The Limits of a Model

What the 2026 test reveals is not that Indian multi-alignment has failed. It reveals that it has a ceiling — and that this ceiling is reached when conflicts no longer remain peripheral, but become structural for the state’s energy security, strategic connectivity and maritime credibility.

India remains too important an actor for any of the great powers to afford alienating it completely. The United States needs it as a counterweight to China. Russia needs it as a market and a source of legitimacy. Iran needs the line of communication. This structural indispensability is the real foundation of Indian autonomy — not diplomatic rhetoric.

But indispensability is not free.
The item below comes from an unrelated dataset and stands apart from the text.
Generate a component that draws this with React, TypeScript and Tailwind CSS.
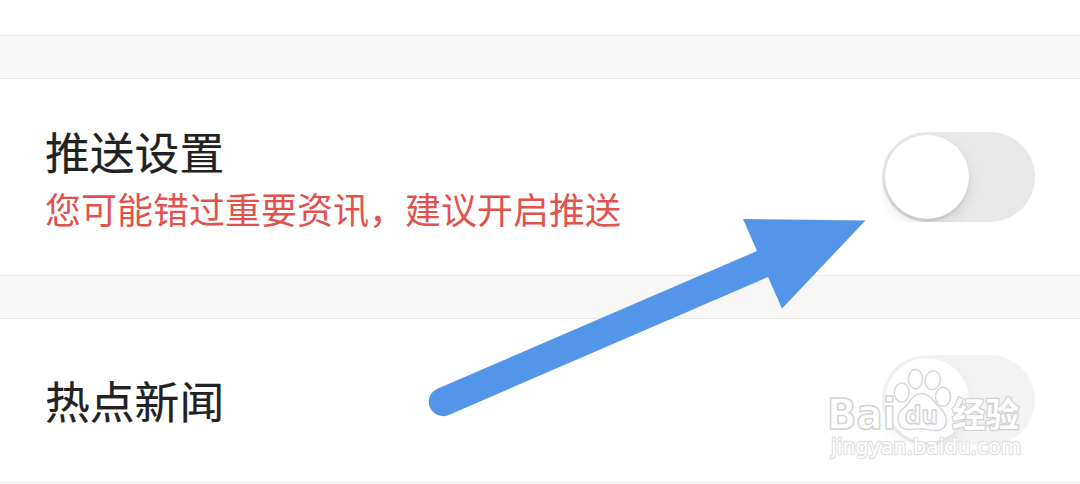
function Toggle({ disabled = false }: { disabled?: boolean }) {
  return (
    <div
      role="switch"
      aria-checked={false}
      aria-disabled={disabled}
      className={`h-[90px] w-[153px] shrink-0 overflow-hidden ${disabled ? 'mb-0.5 opacity-50' : ''}`}
    >
      <div className="h-full w-full rounded-full bg-[#e8e8e8] p-[3px]">
        <div className="size-[84px] rounded-full bg-white shadow-[0_6px_14px_rgba(0,0,0,0.09),0_3px_2px_rgba(0,0,0,0.08)]" />
      </div>
    </div>
  );
}

function Divider() {
  return <div className="h-11 shrink-0 border-y border-[#e9e9e9] bg-[#f7f7f7]" />;
}

function Arrow() {
  return (
    <svg className="pointer-events-none absolute inset-0" width="1080" height="484" viewBox="0 0 1080 484" fill="#5295e9">
      <path d="M865.5 220.5L743 219L757 251L437.3 388.7A14.3 14.3 0 0 0 448.8 414.9L768 277L782 308.5Z" />
    </svg>
  );
}

function Watermark() {
  return (
    <svg className="pointer-events-none absolute inset-0" width="1080" height="484" viewBox="0 0 1080 484">
      <g fill="#fff" stroke="#d6d6d6" strokeWidth="1.4" strokeLinejoin="round">
        <ellipse cx="901.7" cy="392.5" rx="7.4" ry="9.6" />
        <ellipse cx="915.5" cy="379" rx="7" ry="9.7" />
        <ellipse cx="932.7" cy="380.2" rx="7.5" ry="9.5" transform="rotate(12 932.7 380.2)" />
        <ellipse cx="943" cy="396.7" rx="7.5" ry="9.5" />
        <path d="M921.5 393.5C914 393.5 911 400 907.5 404.5C903.5 409 897.5 411.5 898 419.5C898.5 427 903.5 430 909.5 429.5C915 429 918 428.5 922 428.7C928 429 931 431 937 430.5C943 430 946.5 426 946.5 420C946.5 413 941 409.5 937.5 405.5C933 400.5 929.5 393.5 921.5 393.5Z" />
      </g>
      <g fill="#fff" stroke="#d2d2d2" strokeLinejoin="round">
        <text x="827" y="428.5" fontSize="42" fontWeight="700" strokeWidth="1.5" textLength="69" lengthAdjust="spacingAndGlyphs" className="font-['DejaVu_Sans',sans-serif]">Bai</text>
        <text x="905" y="423.5" fontSize="25" fontWeight="700" strokeWidth="1.4" textLength="33" lengthAdjust="spacingAndGlyphs" className="font-['DejaVu_Sans',sans-serif]">du</text>
        <text x="952" y="426.5" fontSize="34" fontWeight="700" strokeWidth="2.6" paintOrder="stroke" textLength="67" lengthAdjust="spacingAndGlyphs" className="font-['Noto_Sans_CJK_SC',sans-serif]">经验</text>
      </g>
      <text x="831" y="454" fontSize="21" textLength="190" lengthAdjust="spacingAndGlyphs" fill="#fff" stroke="#e0e0e0" strokeWidth="2.4" strokeLinejoin="round" paintOrder="stroke" className="font-['DejaVu_Sans',sans-serif]">jingyan.baidu.com</text>
    </svg>
  );
}

export default function App() {
  return (
    <main className="relative flex h-[484px] w-[1080px] flex-col overflow-hidden bg-white font-['Noto_Sans_CJK_SC',sans-serif] text-[#222]">
      <div className="h-[35px] shrink-0" />
      <Divider />
      <section className="flex h-[196px] shrink-0 items-center justify-between px-[45px]">
        <div>
          <h2 className="text-[44.8px] leading-[60px] [-webkit-text-stroke:0.2px_#222]">推送设置</h2>
          <p className="pt-[3px] text-[36px] leading-[49px] text-[#e2514b]">您可能错过重要资讯，建议开启推送</p>
        </div>
        <Toggle />
      </section>
      <Divider />
      <section className="flex h-[164px] shrink-0 items-center justify-between border-b border-[#e9e9e9] px-[45px]">
        <h2 className="pb-px text-[44.8px] leading-[60px] [-webkit-text-stroke:0.2px_#222]">热点新闻</h2>
        <Toggle disabled />
      </section>
      <Arrow />
      <Watermark />
    </main>
  );
}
It is paid for through the costs of ambiguity: blocked connectivity projects, eroded maritime credibility, and absences from negotiating tables where smaller states have a seat. It is also paid for through a question that is becoming increasingly difficult to ignore in India’s domestic debate: how long can a doctrine built on the refusal to choose continue to function in a world where polarisation is reducing the space for manoeuvre?

The answer has not yet been given. But 2026 is the first year in which India truly feels the price of the question.